Выбрать главу

Помнится, это было первое упоминание о Соне в его дневнике. И о том, что на фронте не до любви, Борис Васильевич (сколько же ему тогда было? Двадцать четыре? Нет, больше. Двадцать шесть!) писал вполне уверенно и серьезно.

Через несколько месяцев он бы этого уже не сделал.

А вот чувство внутреннего протеста и досады, что где-то кто-то будет долечивать его оперированных, стремление все до конца сделать самостоятельно, — это он еще тогда в себе заметил. И это осталось — все сам! Наверно, будь он конструктором, он пытался бы весь самолет, от пропеллера до хвостового оперения, собрать сам, один, хоть это и невозможно.

Да и в современной хирургии такое становится все менее возможным. Скоро, наверно, хирург подойдет к столу, увидит строго ограниченный белой стерильностью кусок человеческого тела, разрежет, сделает, зашьет. Или, может, зашьют даже другие? Несколько утрировано, конечно, но к тому идет. А Архипову хочется иного: встретить человека, изучить, прооперировать, выходить и выпустить здоровым. Не зря же Соня говорит: «Земским врачом бы тебе быть». А разве плохо?

«10 августа

Из полка привезла раненых санинструктор Федосеева. Я уже слышал о ней. Хрупкая девчонка. Как она вытащила этого стокилограммового Курочкина? У нее талия, как у него шея, сантиметров, наверно, сорок. Училась в балетной школе. На фронт пошла добровольцем.

11 августа

У Лучинина из грудной клетки удалил лучик от ордена Красной Звезды. Он попросил припаять и прикрепить к рубашке. Отдал нашим мастерам-умельцам из роты выздоравливающих, пусть хоть расшибутся, да сделают.

14 августа

Жаль Бабенского. Чего я сто́ю? На ноге у него появились бронзовые полосы и пятна. Надавливаю — не бледнеют. Из ран приторно-сладковатый запах. Газовая гангрена! Почему так молниеносно? Ампутирую. Не решаюсь отправить в тыл. Ночью погиб, не приходя в сознание. В вещевом мешке — справочник для поступления в вуз. Поздно я, сукин сын, поймал у него газовую. Не пригодный я хирург к войне.

17 августа

Набиров придумал портативные двухъярусные станки-вагонки для носилок. Беда с носилками. Крадут их у нас

Сержант Данилачин. Ранена бедренная артерия. Сшил сосуды. Появился пульс. Эвакуировал. Послал с ним письмо с просьбой сообщить, как у него будут дела. Ужасно все-таки ничего не знать о своих оперированных.

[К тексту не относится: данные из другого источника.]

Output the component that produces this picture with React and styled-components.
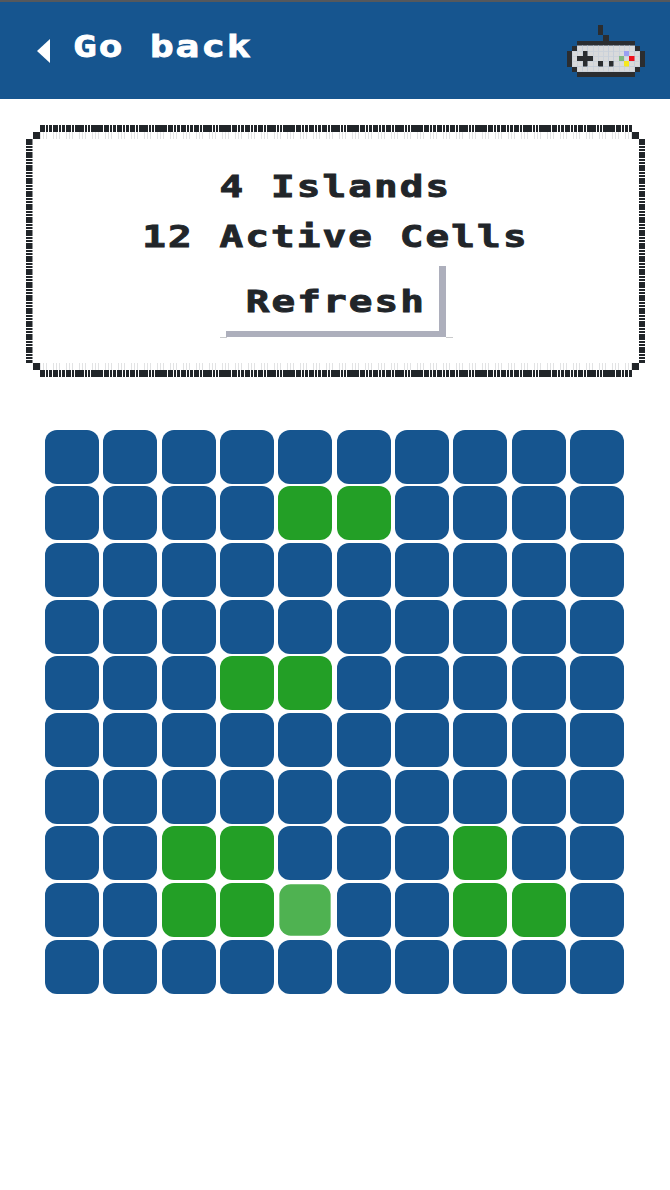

У Цветкова ранена трахея и гортань. Кормим через нос.

22 августа

Мои ребята помаленьку овладевают оперативной техникой, но запретил им под страхом смерти без меня ампутировать. За два месяца они сделали столько операций, сколько в мирных условиях не сделают и за три года. Больше всех радует Квятковский. Неустанный и с искрой в голове.

25 августа

Жарко. Оперируем под открытым небом. Под кроной огромного дуба. Ему лет сто.

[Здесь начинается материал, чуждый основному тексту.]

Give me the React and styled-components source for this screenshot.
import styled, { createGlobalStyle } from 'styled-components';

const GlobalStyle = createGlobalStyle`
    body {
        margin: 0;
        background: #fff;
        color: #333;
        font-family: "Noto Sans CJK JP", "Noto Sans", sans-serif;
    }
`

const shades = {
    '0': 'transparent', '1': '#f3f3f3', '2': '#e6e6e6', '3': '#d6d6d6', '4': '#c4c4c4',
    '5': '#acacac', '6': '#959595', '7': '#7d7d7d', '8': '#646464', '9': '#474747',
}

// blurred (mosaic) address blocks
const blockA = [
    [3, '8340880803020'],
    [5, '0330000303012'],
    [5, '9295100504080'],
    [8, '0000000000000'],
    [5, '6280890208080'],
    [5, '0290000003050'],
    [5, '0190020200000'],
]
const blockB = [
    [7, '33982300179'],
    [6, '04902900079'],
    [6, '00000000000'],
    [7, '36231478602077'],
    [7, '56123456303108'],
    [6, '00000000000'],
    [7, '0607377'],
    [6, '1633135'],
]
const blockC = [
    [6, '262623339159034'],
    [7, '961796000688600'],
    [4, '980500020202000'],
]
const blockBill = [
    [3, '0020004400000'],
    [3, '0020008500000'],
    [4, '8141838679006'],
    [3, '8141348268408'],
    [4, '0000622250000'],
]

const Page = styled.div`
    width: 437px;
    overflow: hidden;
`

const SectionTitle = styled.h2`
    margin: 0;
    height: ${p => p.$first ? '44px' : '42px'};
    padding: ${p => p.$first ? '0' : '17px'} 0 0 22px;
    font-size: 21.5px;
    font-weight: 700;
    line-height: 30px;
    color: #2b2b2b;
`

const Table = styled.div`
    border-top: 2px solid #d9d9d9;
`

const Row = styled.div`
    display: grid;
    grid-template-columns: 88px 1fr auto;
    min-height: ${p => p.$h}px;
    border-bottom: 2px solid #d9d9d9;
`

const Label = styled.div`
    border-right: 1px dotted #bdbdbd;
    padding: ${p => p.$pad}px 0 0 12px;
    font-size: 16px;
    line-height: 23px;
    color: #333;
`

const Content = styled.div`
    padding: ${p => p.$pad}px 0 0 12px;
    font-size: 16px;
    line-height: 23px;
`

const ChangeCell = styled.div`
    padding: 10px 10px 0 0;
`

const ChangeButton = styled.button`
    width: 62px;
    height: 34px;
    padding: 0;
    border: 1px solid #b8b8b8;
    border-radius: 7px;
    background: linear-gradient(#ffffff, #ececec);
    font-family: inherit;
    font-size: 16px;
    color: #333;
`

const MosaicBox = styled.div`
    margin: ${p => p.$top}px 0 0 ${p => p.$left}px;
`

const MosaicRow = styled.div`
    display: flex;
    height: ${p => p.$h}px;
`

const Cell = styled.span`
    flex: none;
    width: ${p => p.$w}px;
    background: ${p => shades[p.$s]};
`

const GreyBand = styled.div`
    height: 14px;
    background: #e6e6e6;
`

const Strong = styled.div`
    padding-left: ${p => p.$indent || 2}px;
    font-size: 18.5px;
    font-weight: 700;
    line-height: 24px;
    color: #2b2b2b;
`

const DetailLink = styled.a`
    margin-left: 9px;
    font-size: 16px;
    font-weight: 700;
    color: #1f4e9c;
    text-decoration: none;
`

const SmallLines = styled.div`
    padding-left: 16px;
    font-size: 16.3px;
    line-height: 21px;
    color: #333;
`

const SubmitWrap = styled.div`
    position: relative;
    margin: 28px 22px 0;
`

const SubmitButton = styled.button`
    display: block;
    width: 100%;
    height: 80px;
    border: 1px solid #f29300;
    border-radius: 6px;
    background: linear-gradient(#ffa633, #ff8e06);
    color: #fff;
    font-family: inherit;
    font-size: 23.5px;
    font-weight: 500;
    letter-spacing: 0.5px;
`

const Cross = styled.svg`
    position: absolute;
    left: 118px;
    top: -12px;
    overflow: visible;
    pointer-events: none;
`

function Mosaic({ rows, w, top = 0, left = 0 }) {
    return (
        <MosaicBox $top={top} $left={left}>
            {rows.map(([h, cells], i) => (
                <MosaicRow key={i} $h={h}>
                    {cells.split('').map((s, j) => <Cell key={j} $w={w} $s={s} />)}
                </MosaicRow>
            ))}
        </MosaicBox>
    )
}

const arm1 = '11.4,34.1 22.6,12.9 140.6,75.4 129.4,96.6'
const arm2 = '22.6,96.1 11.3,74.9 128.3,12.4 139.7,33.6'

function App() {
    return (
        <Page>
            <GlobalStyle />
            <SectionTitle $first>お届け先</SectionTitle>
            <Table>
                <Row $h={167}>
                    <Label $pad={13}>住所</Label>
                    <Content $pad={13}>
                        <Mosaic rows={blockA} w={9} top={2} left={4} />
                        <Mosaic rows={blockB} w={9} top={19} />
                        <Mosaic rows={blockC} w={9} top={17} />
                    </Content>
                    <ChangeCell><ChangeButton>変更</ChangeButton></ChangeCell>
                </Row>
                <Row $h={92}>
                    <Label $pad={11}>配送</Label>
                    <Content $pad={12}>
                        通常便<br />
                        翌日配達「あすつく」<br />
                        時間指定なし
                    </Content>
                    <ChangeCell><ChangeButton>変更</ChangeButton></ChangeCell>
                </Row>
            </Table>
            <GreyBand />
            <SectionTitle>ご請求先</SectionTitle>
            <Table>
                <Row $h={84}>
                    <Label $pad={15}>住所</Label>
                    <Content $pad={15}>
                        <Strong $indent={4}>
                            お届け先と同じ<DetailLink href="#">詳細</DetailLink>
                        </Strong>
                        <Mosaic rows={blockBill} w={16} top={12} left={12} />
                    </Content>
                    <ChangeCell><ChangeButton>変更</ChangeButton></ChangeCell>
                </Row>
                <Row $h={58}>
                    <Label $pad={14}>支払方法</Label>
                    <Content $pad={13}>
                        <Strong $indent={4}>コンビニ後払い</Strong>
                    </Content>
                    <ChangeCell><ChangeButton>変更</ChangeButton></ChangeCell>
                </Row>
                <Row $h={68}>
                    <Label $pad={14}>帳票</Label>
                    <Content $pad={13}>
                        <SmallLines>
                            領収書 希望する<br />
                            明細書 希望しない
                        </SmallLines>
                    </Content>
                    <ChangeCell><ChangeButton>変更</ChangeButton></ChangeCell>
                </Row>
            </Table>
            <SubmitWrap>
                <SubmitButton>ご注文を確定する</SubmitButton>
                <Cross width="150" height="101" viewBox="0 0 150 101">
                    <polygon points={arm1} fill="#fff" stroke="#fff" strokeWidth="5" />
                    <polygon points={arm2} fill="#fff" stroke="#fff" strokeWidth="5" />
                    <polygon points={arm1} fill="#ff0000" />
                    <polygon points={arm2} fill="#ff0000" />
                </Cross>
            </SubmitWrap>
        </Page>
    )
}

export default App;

Когда разбомбило палатку, помог Соне Черевичной перенести ее чемодан. Он оказался таким тяжелым, что я его уронил, он раскрылся — одни книги. Соня сконфузилась и покраснела. Бывает же кожа такого необычного цвета. С персиком сравнивать — старо, а с чем еще?»

Больше в дневнике записей о Соне Черевичной не было. Не было и мудрых высказываний на тему о том, что на фронте для любви места нет. Оказалось, что ей, голубушке, как и подвигу, всюду место.

А уж обстановочка была не из подходящих! Перелистывая грязные, подчас со следами земли, мятые странички, Борис Васильевич всякий раз думал: хватило бы у него сейчас сил перенести все это? По второму разу. Хотелось думать, что хватило бы. Думать иначе — значило бы признать старость, а на это Архипов, наверно, и в восемьдесят не согласится.

Обстановочка была…

«2 сентября

Танкист Каталадзе. Ожог туловища и ног. Все время кричит, бредит, уколы не помогают. Млынарчиков ранен трое суток назад. Ранение селезенки и кишечника. Оперировал. Живет…

Кое-чему мы уже научились. Уже не стремимся удалять каждый осколок или пулю. Приехал армейский хирург Бочаров, пробыл сутки. Крепко помог. Хвалил. Записал биографические сведения, мои и моих молодцов.

5 сентября

Почти весь день не работали. Переезжали восемь раз с места на место. Эвакуировали всех черепников и раненых в позвоночник на городских автобусах.